Vietnam-based representative office of a foreign investor means a dependent unit, a lawful office in Vietnam, allowed to recruit staff to manage and promote sale contracts with local business partners, research and develop products, seeking opportunities for the purchase or sale of goods and provision of services. A foreign representative office is a simple form of investment in Vietnam to enhance business from overseas, with multiple advantages while fewer risks regarding the required business compliance procedures such as investment capital, tax, accounting, and auditing. And it is easy to be extended or terminated or dissolved. The expatriate employees who work for representative office can obtain work permit and two years multiple visa (temporary residence card) for themselves and their family in Vietnam.

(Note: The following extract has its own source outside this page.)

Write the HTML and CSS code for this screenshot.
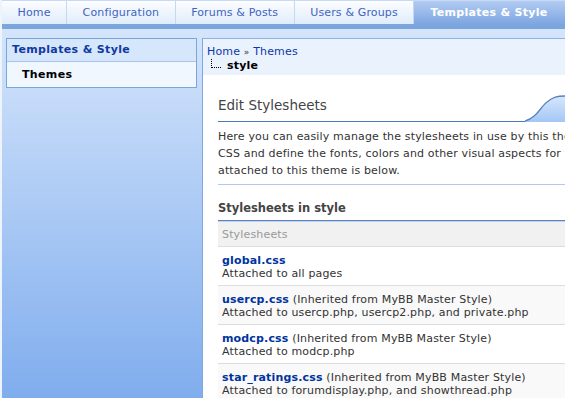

Nowadays, many representative offices in Vietnam don’t open a bank account, or don’t use the account properly. That leads to many administrative violations and other problems.
LEGAL GROUNDS
- According to Commercial Law 2005, Paragraph 4, Article 17 about Representative offices rights, opening accounts in foreign currencies or foreign currency-based Vietnam dong at banks licensed to operate in Vietnam, and to be allowed to use those accounts solely for their operations.
- According to Circular No. 32/2013/TT-NHNN dated December 26th 2013 of the State Bank of Vietnam on guiding the implementation of regulations on restricting the use of foreign exchange within the territory of Vietnam, Article 4 about Cases allowed to use foreign exchange in the territory of Vietnam, using foreign currency for the payroll between Representative offices and Vietnamese individuals, Taxation, office rental,… is prohibited.
- According to Decree 70/2014/ND-CP, Paragraph 1, Article 6, date July 17th, 2014 about ” Money transfer from foreign countries to Vietnam”, “Foreign currency receipts of residents as organizations earned from such transfer process must be deposited into foreign currency accounts opened at authorized credit institutions or sold to these credit institutions.”
PRACTICE APPLYING
- Representative offices in Vietnam must open bank accounts, in foreign currencies and VND and those accounts are exclusive for allowed activities in Vietnam.
- Any received foreign currencies shall be exchanged into VND at authorized agencies. It is not allowed representative offices to use bank accounts of the chief or other staff to receive foreign currency and pay to for local transactions.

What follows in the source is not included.